>>>

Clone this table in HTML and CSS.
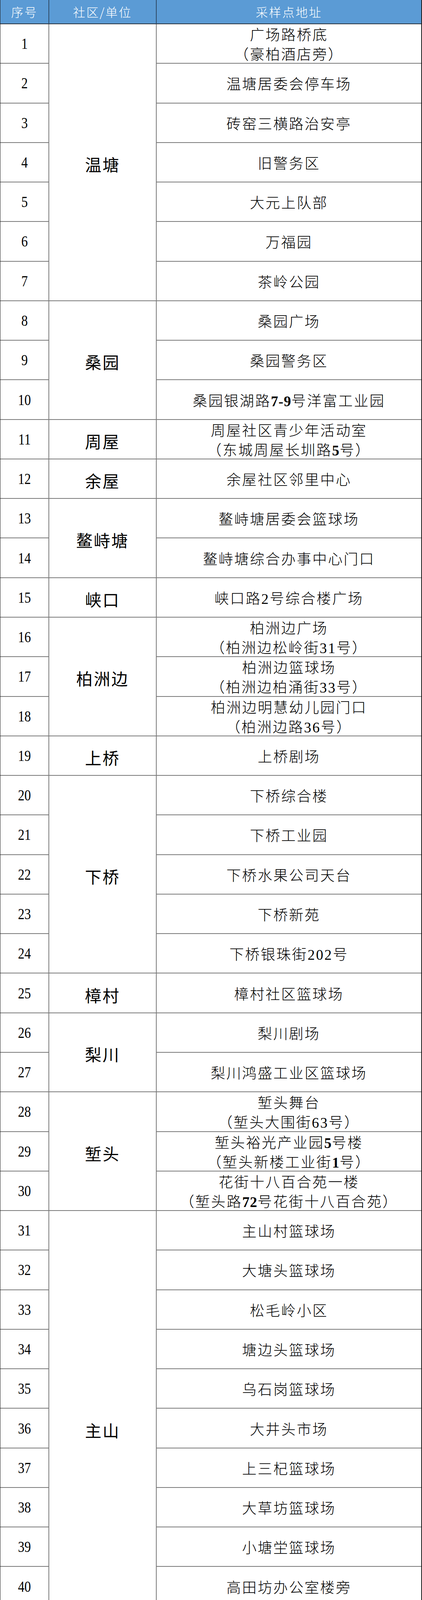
FILE: index.html
```html
<!DOCTYPE html>
<html lang="zh-CN">
<head>
<meta charset="utf-8">
<title>采样点地址</title>
<link rel="stylesheet" href="styles.css">
</head>
<body>
<div class="sheet">
  <div class="hd c1">序号</div>
  <div class="hd c2">社区/单位</div>
  <div class="hd c3">采样点地址</div>

  <div class="num c1"><span>1</span></div>
  <div class="com c2 s7">温塘</div>
  <div class="addr c3"><p>广场路桥底<br>（豪柏酒店旁）</p></div>
  <div class="num c1"><span>2</span></div>
  <div class="addr c3"><p>温塘居委会停车场</p></div>
  <div class="num c1"><span>3</span></div>
  <div class="addr c3"><p>砖窑三横路治安亭</p></div>
  <div class="num c1"><span>4</span></div>
  <div class="addr c3"><p>旧警务区</p></div>
  <div class="num c1"><span>5</span></div>
  <div class="addr c3"><p>大元上队部</p></div>
  <div class="num c1"><span>6</span></div>
  <div class="addr c3"><p>万福园</p></div>
  <div class="num c1"><span>7</span></div>
  <div class="addr c3"><p>茶岭公园</p></div>

  <div class="num c1"><span>8</span></div>
  <div class="com c2 s3">桑园</div>
  <div class="addr c3"><p>桑园广场</p></div>
  <div class="num c1"><span>9</span></div>
  <div class="addr c3"><p>桑园警务区</p></div>
  <div class="num c1"><span>10</span></div>
  <div class="addr c3"><p>桑园银湖路<b>7-9</b>号洋富工业园</p></div>

  <div class="num c1"><span>11</span></div>
  <div class="com c2">周屋</div>
  <div class="addr c3"><p>周屋社区青少年活动室<br>（东城周屋长圳路<b>5</b>号）</p></div>

  <div class="num c1"><span>12</span></div>
  <div class="com c2">余屋</div>
  <div class="addr c3"><p>余屋社区邻里中心</p></div>

  <div class="num c1"><span>13</span></div>
  <div class="com c2 s2">鳌峙塘</div>
  <div class="addr c3"><p>鳌峙塘居委会篮球场</p></div>
  <div class="num c1"><span>14</span></div>
  <div class="addr c3"><p>鳌峙塘综合办事中心门口</p></div>

  <div class="num c1"><span>15</span></div>
  <div class="com c2">峡口</div>
  <div class="addr c3"><p>峡口路2号综合楼广场</p></div>

  <div class="num c1"><span>16</span></div>
  <div class="com c2 s3">柏洲边</div>
  <div class="addr c3"><p>柏洲边广场<br>（柏洲边松岭街31号）</p></div>
  <div class="num c1"><span>17</span></div>
  <div class="addr c3"><p>柏洲边篮球场<br>（柏洲边柏涌街33号）</p></div>
  <div class="num c1"><span>18</span></div>
  <div class="addr c3"><p>柏洲边明慧幼儿园门口<br>（柏洲边路36号）</p></div>

  <div class="num c1"><span>19</span></div>
  <div class="com c2">上桥</div>
  <div class="addr c3"><p>上桥剧场</p></div>

  <div class="num c1"><span>20</span></div>
  <div class="com c2 s5">下桥</div>
  <div class="addr c3"><p>下桥综合楼</p></div>
  <div class="num c1"><span>21</span></div>
  <div class="addr c3"><p>下桥工业园</p></div>
  <div class="num c1"><span>22</span></div>
  <div class="addr c3"><p>下桥水果公司天台</p></div>
  <div class="num c1"><span>23</span></div>
  <div class="addr c3"><p>下桥新苑</p></div>
  <div class="num c1"><span>24</span></div>
  <div class="addr c3"><p>下桥银珠街202号</p></div>

  <div class="num c1"><span>25</span></div>
  <div class="com c2">樟村</div>
  <div class="addr c3"><p>樟村社区篮球场</p></div>

  <div class="num c1"><span>26</span></div>
  <div class="com c2 s2">梨川</div>
  <div class="addr c3"><p>梨川剧场</p></div>
  <div class="num c1"><span>27</span></div>
  <div class="addr c3"><p>梨川鸿盛工业区篮球场</p></div>

  <div class="num c1"><span>28</span></div>
  <div class="com c2 s3">堑头</div>
  <div class="addr c3"><p>堑头舞台<br>（堑头大围街63号）</p></div>
  <div class="num c1"><span>29</span></div>
  <div class="addr c3"><p>堑头裕光产业园<b>5</b>号楼<br>（堑头新楼工业街<b>1</b>号）</p></div>
  <div class="num c1"><span>30</span></div>
  <div class="addr c3"><p>花街十八百合苑一楼<br>（堑头路<b>72</b>号花街十八百合苑）</p></div>

  <div class="num c1"><span>31</span></div>
  <div class="com c2 s11 end">主山</div>
  <div class="addr c3"><p>主山村篮球场</p></div>
  <div class="num c1"><span>32</span></div>
  <div class="addr c3"><p>大塘头篮球场</p></div>
  <div class="num c1"><span>33</span></div>
  <div class="addr c3"><p>松毛岭小区</p></div>
  <div class="num c1"><span>34</span></div>
  <div class="addr c3"><p>塘边头篮球场</p></div>
  <div class="num c1"><span>35</span></div>
  <div class="addr c3"><p>乌石岗篮球场</p></div>
  <div class="num c1"><span>36</span></div>
  <div class="addr c3"><p>大井头市场</p></div>
  <div class="num c1"><span>37</span></div>
  <div class="addr c3"><p>上三杞篮球场</p></div>
  <div class="num c1"><span>38</span></div>
  <div class="addr c3"><p>大草坊篮球场</p></div>
  <div class="num c1"><span>39</span></div>
  <div class="addr c3"><p>小塘坣篮球场</p></div>
  <div class="num c1"><span>40</span></div>
  <div class="addr c3"><p>高田坊办公室楼旁</p></div>
  <div class="num c1 end"><span>41</span></div>
  <div class="addr c3 end"><p>涡岭篮球场</p></div>
</div>
</body>
</html>
```
FILE: styles.css
```css
html, body {
  margin: 0;
  padding: 0;
  background: #ffffff;
}

.sheet {
  box-sizing: border-box;
  width: 1080px;
  height: 4214px;
  display: grid;
  grid-template-columns: 125px 275px minmax(0, 1fr);
  grid-template-rows: 62px repeat(41, minmax(0, 1fr));
  border-left: 1px solid #1e1e1e;
  border-right: 2px solid #1e1e1e;
  font-family: "Liberation Serif", "Noto Sans CJK SC", serif;
  color: #000;
}

.sheet > div {
  box-sizing: border-box;
  display: flex;
  align-items: center;
  justify-content: center;
  text-align: center;
  border-bottom: 2px solid #7a7a7a;
  border-right: 2px solid #7a7a7a;
  min-width: 0;
  min-height: 0;
  overflow: hidden;
}

.c1 { grid-column: 1; }
.c2 { grid-column: 2; }
.sheet > .c3 { grid-column: 3; border-right: 0; }

.s2 { grid-row: span 2; }
.s3 { grid-row: span 3; }
.s5 { grid-row: span 5; }
.s7 { grid-row: span 7; }
.s11 { grid-row: span 11; }

.sheet > .end { border-bottom: 2px solid #1e1e1e; }

.sheet > .hd {
  background: #5b9bd5;
  color: #ffffff;
  font-family: "Noto Sans CJK SC", sans-serif;
  font-weight: 300;
  font-size: 31px;
  letter-spacing: 3px;
  border-bottom: 2px solid #2b3440;
  border-right-color: #2f4a66;
  padding-bottom: 2px;
}

.num span {
  display: inline-block;
  font-family: "Liberation Serif", serif;
  font-size: 39px;
  line-height: 1;
  transform: scaleX(0.85);
}

.com {
  font-family: "Noto Sans CJK SC", sans-serif;
  font-size: 42px;
  font-weight: 400;
  letter-spacing: 3px;
  padding-top: 8px;
}

.addr {
  padding-top: 9px;
}

.addr p {
  margin: 0;
  font-size: 37px;
  font-weight: 300;
  letter-spacing: 3px;
  line-height: 50px;
  white-space: nowrap;
}

.addr b {
  font-weight: 700;
  letter-spacing: 1px;
}
```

<<<

Short exercise:
Repeat all of the data above word for word, minus the pictures.

The reply:
Clone this table in HTML and CSS.
FILE: index.html
```html
<!DOCTYPE html>
<html lang="zh-CN">
<head>
<meta charset="utf-8">
<title>采样点地址</title>
<link rel="stylesheet" href="styles.css">
</head>
<body>
<div class="sheet">
  <div class="hd c1">序号</div>
  <div class="hd c2">社区/单位</div>
  <div class="hd c3">采样点地址</div>

  <div class="num c1"><span>1</span></div>
  <div class="com c2 s7">温塘</div>
  <div class="addr c3"><p>广场路桥底<br>（豪柏酒店旁）</p></div>
  <div class="num c1"><span>2</span></div>
  <div class="addr c3"><p>温塘居委会停车场</p></div>
  <div class="num c1"><span>3</span></div>
  <div class="addr c3"><p>砖窑三横路治安亭</p></div>
  <div class="num c1"><span>4</span></div>
  <div class="addr c3"><p>旧警务区</p></div>
  <div class="num c1"><span>5</span></div>
  <div class="addr c3"><p>大元上队部</p></div>
  <div class="num c1"><span>6</span></div>
  <div class="addr c3"><p>万福园</p></div>
  <div class="num c1"><span>7</span></div>
  <div class="addr c3"><p>茶岭公园</p></div>

  <div class="num c1"><span>8</span></div>
  <div class="com c2 s3">桑园</div>
  <div class="addr c3"><p>桑园广场</p></div>
  <div class="num c1"><span>9</span></div>
  <div class="addr c3"><p>桑园警务区</p></div>
  <div class="num c1"><span>10</span></div>
  <div class="addr c3"><p>桑园银湖路<b>7-9</b>号洋富工业园</p></div>

  <div class="num c1"><span>11</span></div>
  <div class="com c2">周屋</div>
  <div class="addr c3"><p>周屋社区青少年活动室<br>（东城周屋长圳路<b>5</b>号）</p></div>

  <div class="num c1"><span>12</span></div>
  <div class="com c2">余屋</div>
  <div class="addr c3"><p>余屋社区邻里中心</p></div>

  <div class="num c1"><span>13</span></div>
  <div class="com c2 s2">鳌峙塘</div>
  <div class="addr c3"><p>鳌峙塘居委会篮球场</p></div>
  <div class="num c1"><span>14</span></div>
  <div class="addr c3"><p>鳌峙塘综合办事中心门口</p></div>

  <div class="num c1"><span>15</span></div>
  <div class="com c2">峡口</div>
  <div class="addr c3"><p>峡口路2号综合楼广场</p></div>

  <div class="num c1"><span>16</span></div>
  <div class="com c2 s3">柏洲边</div>
  <div class="addr c3"><p>柏洲边广场<br>（柏洲边松岭街31号）</p></div>
  <div class="num c1"><span>17</span></div>
  <div class="addr c3"><p>柏洲边篮球场<br>（柏洲边柏涌街33号）</p></div>
  <div class="num c1"><span>18</span></div>
  <div class="addr c3"><p>柏洲边明慧幼儿园门口<br>（柏洲边路36号）</p></div>

  <div class="num c1"><span>19</span></div>
  <div class="com c2">上桥</div>
  <div class="addr c3"><p>上桥剧场</p></div>

  <div class="num c1"><span>20</span></div>
  <div class="com c2 s5">下桥</div>
  <div class="addr c3"><p>下桥综合楼</p></div>
  <div class="num c1"><span>21</span></div>
  <div class="addr c3"><p>下桥工业园</p></div>
  <div class="num c1"><span>22</span></div>
  <div class="addr c3"><p>下桥水果公司天台</p></div>
  <div class="num c1"><span>23</span></div>
  <div class="addr c3"><p>下桥新苑</p></div>
  <div class="num c1"><span>24</span></div>
  <div class="addr c3"><p>下桥银珠街202号</p></div>

  <div class="num c1"><span>25</span></div>
  <div class="com c2">樟村</div>
  <div class="addr c3"><p>樟村社区篮球场</p></div>

  <div class="num c1"><span>26</span></div>
  <div class="com c2 s2">梨川</div>
  <div class="addr c3"><p>梨川剧场</p></div>
  <div class="num c1"><span>27</span></div>
  <div class="addr c3"><p>梨川鸿盛工业区篮球场</p></div>

  <div class="num c1"><span>28</span></div>
  <div class="com c2 s3">堑头</div>
  <div class="addr c3"><p>堑头舞台<br>（堑头大围街63号）</p></div>
  <div class="num c1"><span>29</span></div>
  <div class="addr c3"><p>堑头裕光产业园<b>5</b>号楼<br>（堑头新楼工业街<b>1</b>号）</p></div>
  <div class="num c1"><span>30</span></div>
  <div class="addr c3"><p>花街十八百合苑一楼<br>（堑头路<b>72</b>号花街十八百合苑）</p></div>

  <div class="num c1"><span>31</span></div>
  <div class="com c2 s11 end">主山</div>
  <div class="addr c3"><p>主山村篮球场</p></div>
  <div class="num c1"><span>32</span></div>
  <div class="addr c3"><p>大塘头篮球场</p></div>
  <div class="num c1"><span>33</span></div>
  <div class="addr c3"><p>松毛岭小区</p></div>
  <div class="num c1"><span>34</span></div>
  <div class="addr c3"><p>塘边头篮球场</p></div>
  <div class="num c1"><span>35</span></div>
  <div class="addr c3"><p>乌石岗篮球场</p></div>
  <div class="num c1"><span>36</span></div>
  <div class="addr c3"><p>大井头市场</p></div>
  <div class="num c1"><span>37</span></div>
  <div class="addr c3"><p>上三杞篮球场</p></div>
  <div class="num c1"><span>38</span></div>
  <div class="addr c3"><p>大草坊篮球场</p></div>
  <div class="num c1"><span>39</span></div>
  <div class="addr c3"><p>小塘坣篮球场</p></div>
  <div class="num c1"><span>40</span></div>
  <div class="addr c3"><p>高田坊办公室楼旁</p></div>
  <div class="num c1 end"><span>41</span></div>
  <div class="addr c3 end"><p>涡岭篮球场</p></div>
</div>
</body>
</html>
```
FILE: styles.css
```css
html, body {
  margin: 0;
  padding: 0;
  background: #ffffff;
}

.sheet {
  box-sizing: border-box;
  width: 1080px;
  height: 4214px;
  display: grid;
  grid-template-columns: 125px 275px minmax(0, 1fr);
  grid-template-rows: 62px repeat(41, minmax(0, 1fr));
  border-left: 1px solid #1e1e1e;
  border-right: 2px solid #1e1e1e;
  font-family: "Liberation Serif", "Noto Sans CJK SC", serif;
  color: #000;
}

.sheet > div {
  box-sizing: border-box;
  display: flex;
  align-items: center;
  justify-content: center;
  text-align: center;
  border-bottom: 2px solid #7a7a7a;
  border-right: 2px solid #7a7a7a;
  min-width: 0;
  min-height: 0;
  overflow: hidden;
}

.c1 { grid-column: 1; }
.c2 { grid-column: 2; }
.sheet > .c3 { grid-column: 3; border-right: 0; }

.s2 { grid-row: span 2; }
.s3 { grid-row: span 3; }
.s5 { grid-row: span 5; }
.s7 { grid-row: span 7; }
.s11 { grid-row: span 11; }

.sheet > .end { border-bottom: 2px solid #1e1e1e; }

.sheet > .hd {
  background: #5b9bd5;
  color: #ffffff;
  font-family: "Noto Sans CJK SC", sans-serif;
  font-weight: 300;
  font-size: 31px;
  letter-spacing: 3px;
  border-bottom: 2px solid #2b3440;
  border-right-color: #2f4a66;
  padding-bottom: 2px;
}

.num span {
  display: inline-block;
  font-family: "Liberation Serif", serif;
  font-size: 39px;
  line-height: 1;
  transform: scaleX(0.85);
}

.com {
  font-family: "Noto Sans CJK SC", sans-serif;
  font-size: 42px;
  font-weight: 400;
  letter-spacing: 3px;
  padding-top: 8px;
}

.addr {
  padding-top: 9px;
}

.addr p {
  margin: 0;
  font-size: 37px;
  font-weight: 300;
  letter-spacing: 3px;
  line-height: 50px;
  white-space: nowrap;
}

.addr b {
  font-weight: 700;
  letter-spacing: 1px;
}
```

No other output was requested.